If the misery of the poor be caused not by the laws of Nature, but by our institutions, great is our sin. ~ Charles Darwin
600 years ago, people did not think of themselves as being in a nation. Most lived on subsistence farms, intimately connected to the nearby village, not caring much about the world beyond.
European states began to coalesce from the 14th century, as kings claimed greater power and tightened their control over territories. It was not until the early 19th century that states were established in the form with which we are now so familiar.
Even the educated elite were not much impressed with state-building until well into the 18th century. Most writers and correspondents tended to think of themselves as primarily part of a cosmopolitan European world rather than belonging to a particular nationality.
The kings creating states often had family ties that took priority over their political ambitions. The German monarchs who came to power in England in the early 18th century could not even speak English, so they married locally. During the Great War it was an embarrassment to the British royal house that the Kaiser of Germany was their cousin, so much so that they changed their name from Hanover to Windsor.
Military matters were not nationalized until late in the state-building era. Foreign mercenaries played a key role in most wars. English soldiers might be hired by a French king to fight the English, and vice versa. During the American Revolution, the king of England hired Hessians (German troops) to fight the uppity colonialists.
The invention of the modern nation-state was polished off by Napoléon in the early 19th century: wedding the passion of the French Revolution to an efficient bureaucracy and active army. The resulting state was nearly invincible, and it succeeded in conquering much of Europe. Its power partly derived from an army that for the first time fought not only for themselves, but for their country: France. Though Napoléon was eventually defeated, his demonstration of what a state could achieve meant politics would never be the same.

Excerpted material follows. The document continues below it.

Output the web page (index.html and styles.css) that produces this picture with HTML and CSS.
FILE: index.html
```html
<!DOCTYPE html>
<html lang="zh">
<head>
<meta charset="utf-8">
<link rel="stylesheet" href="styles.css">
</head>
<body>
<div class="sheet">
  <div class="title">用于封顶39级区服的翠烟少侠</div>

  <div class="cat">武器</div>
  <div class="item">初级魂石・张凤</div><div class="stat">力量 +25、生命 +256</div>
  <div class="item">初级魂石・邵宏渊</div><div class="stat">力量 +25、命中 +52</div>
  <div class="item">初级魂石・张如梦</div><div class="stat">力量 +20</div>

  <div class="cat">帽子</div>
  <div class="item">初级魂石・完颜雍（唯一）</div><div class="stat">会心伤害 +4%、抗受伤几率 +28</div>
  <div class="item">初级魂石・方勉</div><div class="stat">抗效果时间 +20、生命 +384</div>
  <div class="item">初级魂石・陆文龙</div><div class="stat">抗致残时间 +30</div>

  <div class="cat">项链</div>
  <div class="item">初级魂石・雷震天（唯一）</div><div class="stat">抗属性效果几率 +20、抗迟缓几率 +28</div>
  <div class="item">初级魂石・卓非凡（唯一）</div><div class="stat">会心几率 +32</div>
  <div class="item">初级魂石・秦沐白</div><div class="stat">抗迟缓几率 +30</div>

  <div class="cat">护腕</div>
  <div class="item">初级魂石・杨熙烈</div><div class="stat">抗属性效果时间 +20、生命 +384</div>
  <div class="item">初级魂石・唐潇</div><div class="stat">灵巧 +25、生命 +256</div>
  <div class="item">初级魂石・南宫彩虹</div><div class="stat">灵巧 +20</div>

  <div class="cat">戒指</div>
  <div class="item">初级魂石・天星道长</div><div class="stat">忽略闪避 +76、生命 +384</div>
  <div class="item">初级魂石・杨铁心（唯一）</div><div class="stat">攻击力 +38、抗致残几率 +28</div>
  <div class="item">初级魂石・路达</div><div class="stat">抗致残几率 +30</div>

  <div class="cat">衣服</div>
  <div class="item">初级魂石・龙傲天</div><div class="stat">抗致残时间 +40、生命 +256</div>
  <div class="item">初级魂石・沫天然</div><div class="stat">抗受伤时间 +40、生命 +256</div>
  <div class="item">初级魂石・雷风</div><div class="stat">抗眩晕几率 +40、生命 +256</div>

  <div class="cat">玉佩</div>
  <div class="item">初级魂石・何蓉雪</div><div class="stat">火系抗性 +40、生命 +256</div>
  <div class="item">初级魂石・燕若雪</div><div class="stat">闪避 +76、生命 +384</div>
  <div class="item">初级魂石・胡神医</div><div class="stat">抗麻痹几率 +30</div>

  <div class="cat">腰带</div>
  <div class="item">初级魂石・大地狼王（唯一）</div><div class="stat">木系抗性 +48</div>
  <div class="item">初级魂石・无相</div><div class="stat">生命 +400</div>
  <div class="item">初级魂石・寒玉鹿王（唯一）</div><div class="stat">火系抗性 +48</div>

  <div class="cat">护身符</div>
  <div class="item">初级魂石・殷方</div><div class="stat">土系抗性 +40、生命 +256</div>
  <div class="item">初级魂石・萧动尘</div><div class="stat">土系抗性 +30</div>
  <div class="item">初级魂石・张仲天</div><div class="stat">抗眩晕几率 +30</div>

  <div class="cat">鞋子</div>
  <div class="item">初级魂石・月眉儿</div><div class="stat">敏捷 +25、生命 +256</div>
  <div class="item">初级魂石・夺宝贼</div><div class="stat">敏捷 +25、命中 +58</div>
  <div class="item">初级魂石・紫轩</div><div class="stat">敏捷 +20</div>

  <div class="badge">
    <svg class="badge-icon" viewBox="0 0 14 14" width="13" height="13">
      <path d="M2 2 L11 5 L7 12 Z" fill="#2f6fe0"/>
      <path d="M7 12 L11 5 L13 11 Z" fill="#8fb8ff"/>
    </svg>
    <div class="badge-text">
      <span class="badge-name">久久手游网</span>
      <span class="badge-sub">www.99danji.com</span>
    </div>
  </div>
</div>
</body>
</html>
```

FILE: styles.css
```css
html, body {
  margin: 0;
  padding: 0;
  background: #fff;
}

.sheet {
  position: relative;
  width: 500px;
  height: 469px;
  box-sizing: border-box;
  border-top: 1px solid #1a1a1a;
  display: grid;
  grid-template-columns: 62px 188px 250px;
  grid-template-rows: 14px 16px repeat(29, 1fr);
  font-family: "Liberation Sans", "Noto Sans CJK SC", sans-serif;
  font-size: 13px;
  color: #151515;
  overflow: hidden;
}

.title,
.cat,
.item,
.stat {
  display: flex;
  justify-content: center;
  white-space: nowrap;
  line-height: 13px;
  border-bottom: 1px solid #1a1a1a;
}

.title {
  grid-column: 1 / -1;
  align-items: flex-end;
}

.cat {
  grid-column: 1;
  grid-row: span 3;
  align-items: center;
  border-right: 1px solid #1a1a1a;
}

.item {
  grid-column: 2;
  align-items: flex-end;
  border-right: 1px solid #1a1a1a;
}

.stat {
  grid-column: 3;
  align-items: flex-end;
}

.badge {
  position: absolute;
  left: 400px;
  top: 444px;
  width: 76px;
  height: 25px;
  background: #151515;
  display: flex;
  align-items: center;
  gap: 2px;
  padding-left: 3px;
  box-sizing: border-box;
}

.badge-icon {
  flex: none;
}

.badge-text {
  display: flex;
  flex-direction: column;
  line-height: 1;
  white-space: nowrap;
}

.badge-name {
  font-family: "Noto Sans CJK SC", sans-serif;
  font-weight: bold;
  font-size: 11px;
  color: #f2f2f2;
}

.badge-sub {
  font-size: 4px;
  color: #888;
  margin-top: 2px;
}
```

While Europe and North America had evolved into modern states by the early 19th century, most other peoples in the world lived under a variety of looser polities, like those in the European Middle Ages. Colonialism brought the concepts of state to them.
As imperialism waned in the wake of wars among the empire builders, leaders in the former colonies, almost all having been educated in Europe, adopted the state model under which their people had been oppressed.

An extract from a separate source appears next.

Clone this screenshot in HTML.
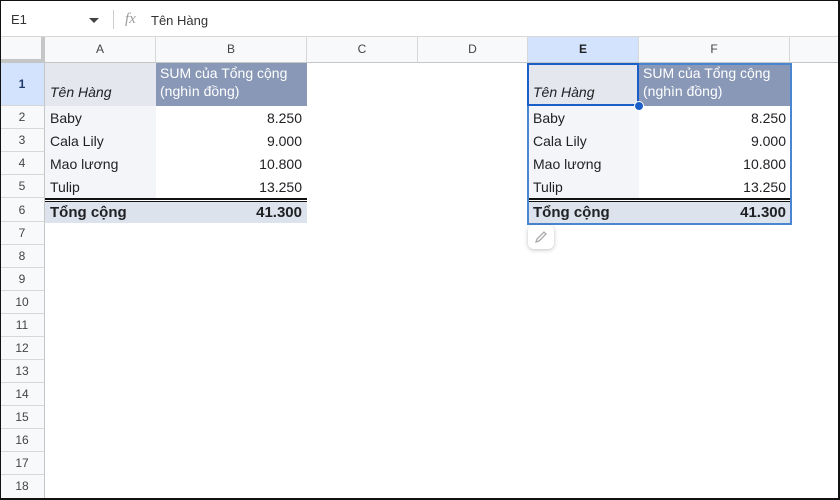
<!DOCTYPE html>
<html><head><meta charset="utf-8"><style>
*{margin:0;padding:0;box-sizing:border-box}
body{width:840px;height:500px;overflow:hidden;background:#fff;font-family:"Liberation Sans",Arial,sans-serif;position:relative}
.a{position:absolute}
.frame{position:absolute;left:0;top:0;width:840px;height:500px;border:2px solid #111;border-width:1px 2px 2px 1px;pointer-events:none;z-index:10}
.ch{position:absolute;top:37px;height:26px;background:#f8f9fa;border-right:1px solid #d7d7d7;border-bottom:1px solid #c4c7c5;font-size:12px;color:#444;text-align:center;line-height:25px}
.rh{position:absolute;left:0;width:45px;background:#f8f9fa;border-bottom:1px solid #d7d7d7;border-right:1px solid #c4c7c5;font-size:12px;color:#444;text-align:center}
.t{position:absolute;font-size:14px;color:#202124;white-space:nowrap}
.r{text-align:right}
</style></head><body>
<div class="a" style="left:0;top:0;width:840px;height:37px;background:#fff;border-bottom:1px solid #d7d7d7"></div>
<div class="t" style="left:11px;top:12px;font-size:13px;color:#333">E1</div>
<div class="a" style="left:89px;top:18px;width:0;height:0;border-left:5px solid transparent;border-right:5px solid transparent;border-top:5px solid #444"></div>
<div class="a" style="left:113px;top:10px;width:1px;height:19px;background:#ccc"></div>
<div class="t" style="left:125px;top:11px;font-size:15px;font-style:italic;color:#999;font-family:'Liberation Serif',serif">fx</div>
<div class="t" style="left:151px;top:13px;font-size:13px;color:#333">Tên Hàng</div>
<div class="a" style="left:0;top:37px;width:45px;height:26px;background:#f8f9fa;border-right:4px solid #c4c7c5;border-bottom:4px solid #c4c7c5"></div>
<div class="ch" style="left:45px;width:111px">A</div>
<div class="ch" style="left:156px;width:151px">B</div>
<div class="ch" style="left:307px;width:111px">C</div>
<div class="ch" style="left:418px;width:110px">D</div>
<div class="ch" style="left:528px;width:111px;background:#d3e3fd;color:#202124;font-weight:bold">E</div>
<div class="ch" style="left:639px;width:151px">F</div>
<div class="ch" style="left:790px;width:50px;border-right:none"></div>
<div class="rh" style="top:63px;height:43px;line-height:42px;background:#d3e3fd;color:#1f3a6b;font-weight:bold">1</div>
<div class="rh" style="top:106px;height:23px;line-height:22px">2</div>
<div class="rh" style="top:129px;height:23px;line-height:22px">3</div>
<div class="rh" style="top:152px;height:23px;line-height:22px">4</div>
<div class="rh" style="top:175px;height:23px;line-height:22px">5</div>
<div class="rh" style="top:198px;height:24px;line-height:24px">6</div>
<div class="rh" style="top:222px;height:23px;line-height:22px">7</div>
<div class="rh" style="top:245px;height:23px;line-height:22px">8</div>
<div class="rh" style="top:268px;height:23px;line-height:22px">9</div>
<div class="rh" style="top:291px;height:23px;line-height:22px">10</div>
<div class="rh" style="top:314px;height:23px;line-height:22px">11</div>
<div class="rh" style="top:337px;height:23px;line-height:22px">12</div>
<div class="rh" style="top:360px;height:23px;line-height:22px">13</div>
<div class="rh" style="top:383px;height:23px;line-height:22px">14</div>
<div class="rh" style="top:406px;height:23px;line-height:22px">15</div>
<div class="rh" style="top:429px;height:23px;line-height:22px">16</div>
<div class="rh" style="top:452px;height:23px;line-height:22px">17</div>
<div class="rh" style="top:475px;height:25px;line-height:22px">18</div>

<div class="a" style="left:45px;top:63px;width:111px;height:43px;background:#e4e8ee"></div>
<div class="a" style="left:156px;top:63px;width:151px;height:43px;background:#8898b6"></div>
<div class="a" style="left:45px;top:106px;width:111px;height:92px;background:#f3f5f8"></div>
<div class="a" style="left:45px;top:198px;width:262px;height:4px;border-top:2px solid #111;border-bottom:1px solid #111"></div>
<div class="a" style="left:45px;top:202px;width:262px;height:21px;background:#dde3ec"></div>
<div class="t" style="left:50px;top:84px;font-style:italic">Tên Hàng</div>
<div class="t" style="left:160px;top:64px;color:#fff;line-height:18px">SUM của Tổng cộng<br>(nghìn đồng)</div>
<div class="t" style="left:50px;top:110px">Baby</div>
<div class="t" style="left:50px;top:133px">Cala Lily</div>
<div class="t" style="left:50px;top:156px">Mao lương</div>
<div class="t" style="left:50px;top:179px">Tulip</div>
<div class="t r" style="left:156px;width:146px;top:110px">8.250</div>
<div class="t r" style="left:156px;width:146px;top:133px">9.000</div>
<div class="t r" style="left:156px;width:146px;top:156px">10.800</div>
<div class="t r" style="left:156px;width:146px;top:179px">13.250</div>
<div class="t" style="left:50px;top:204px;font-weight:bold;font-size:15px">Tổng cộng</div>
<div class="t r" style="left:156px;width:146px;top:204px;font-weight:bold;font-size:15px">41.300</div>

<div class="a" style="left:528px;top:63px;width:111px;height:43px;background:#e4e8ee"></div>
<div class="a" style="left:639px;top:63px;width:151px;height:43px;background:#8898b6"></div>
<div class="a" style="left:528px;top:106px;width:111px;height:92px;background:#f3f5f8"></div>
<div class="a" style="left:528px;top:198px;width:262px;height:4px;border-top:2px solid #111;border-bottom:1px solid #111"></div>
<div class="a" style="left:528px;top:202px;width:262px;height:21px;background:#dde3ec"></div>
<div class="t" style="left:533px;top:84px;font-style:italic">Tên Hàng</div>
<div class="t" style="left:643px;top:64px;color:#fff;line-height:18px">SUM của Tổng cộng<br>(nghìn đồng)</div>
<div class="t" style="left:533px;top:110px">Baby</div>
<div class="t" style="left:533px;top:133px">Cala Lily</div>
<div class="t" style="left:533px;top:156px">Mao lương</div>
<div class="t" style="left:533px;top:179px">Tulip</div>
<div class="t r" style="left:639px;width:147px;top:110px">8.250</div>
<div class="t r" style="left:639px;width:147px;top:133px">9.000</div>
<div class="t r" style="left:639px;width:147px;top:156px">10.800</div>
<div class="t r" style="left:639px;width:147px;top:179px">13.250</div>
<div class="t" style="left:533px;top:204px;font-weight:bold;font-size:15px">Tổng cộng</div>
<div class="t r" style="left:639px;width:147px;top:204px;font-weight:bold;font-size:15px">41.300</div>
<div class="a" style="left:527px;top:63px;width:265px;height:162px;border:2px solid #4a86d0"></div>
<div class="a" style="left:527px;top:63px;width:112px;height:43px;border:2px solid #1a5fc8"></div>
<div class="a" style="left:634px;top:101px;width:10px;height:10px;border-radius:50%;background:#1a5fc8;border:1px solid #fff"></div>
<div class="a" style="left:528px;top:225px;width:26px;height:24px;background:#fff;border-radius:6px;box-shadow:0 1px 4px rgba(0,0,0,.25)"></div>
<svg class="a" style="left:533px;top:229px" width="16" height="16" viewBox="0 0 16 16"><path d="M3 13 L4 10 L11 3 L13 5 L6 12 Z" fill="none" stroke="#aaa" stroke-width="1.3"/></svg>
<div class="frame"></div>
</body></html>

Taxes were nothing new, but modern states squeezed hard: taking so much as to impoverish workers in the lower class.
(The median tax rate on wages in developed countries is 34%. The average tax burden on Western European workers is over 40%. Belgians pay 55%; Austrians, Germans, and Hungarians 49%.)
No government can exist without taxation. The grand art consists of levying so as not to oppress. ~ Frederick the Great
Meanwhile, the converse – the state giving rather than just taking – was something that emerged only from crisis. Welfare states in most countries only began to evolve in the wake of the Great Depression.
Power has only one duty: to secure the social welfare of the people. ~ English politician Benjamin Disraeli
Despite the ongoing failure of the market system to provide full employment and decent wages for workers, the state’s active participation in correcting capitalism’s deficiencies remains controversial in many countries, especially the United States.
America’s democracy is at a breaking point. Voters are less engaged, and signs of institutional decay point to a political system increasingly unable to tackle the economic challenges. ~ Zambian-born American economist Dambisa Moyo
The rules are rigged because the rich and powerful have bought and paid for too many politicians. Two sets of rules: one for the wealthy and the well-connected. And one for everybody else. Two sets of rules: one for white families. And one for everybody else. That’s how a rigged system works. ~ Elizabeth Warren in 2018 on US governance
Government! 3/4ths parasitic and the other 1/4th stupid fumbling. ~ American science fiction writer Robert Heinlein
Societies act as multicellular organisms. The nucleus of each social organism is the state: the political organelle that controls the organism to meet its own needs, not the needs of the citizens which are its responsibility.
Politicians come and go, but the problems they have created for their people remain. ~ Donald Tusk
The state always exhibits the same characteristics, varying only by degrees: limiting public expressions against its rule, taking rent from its citizenry, providing a modicum of services to pacific and preserve legitimacy. Whatever else it does, the state ultimately serves its own survival – all other priorities are secondary.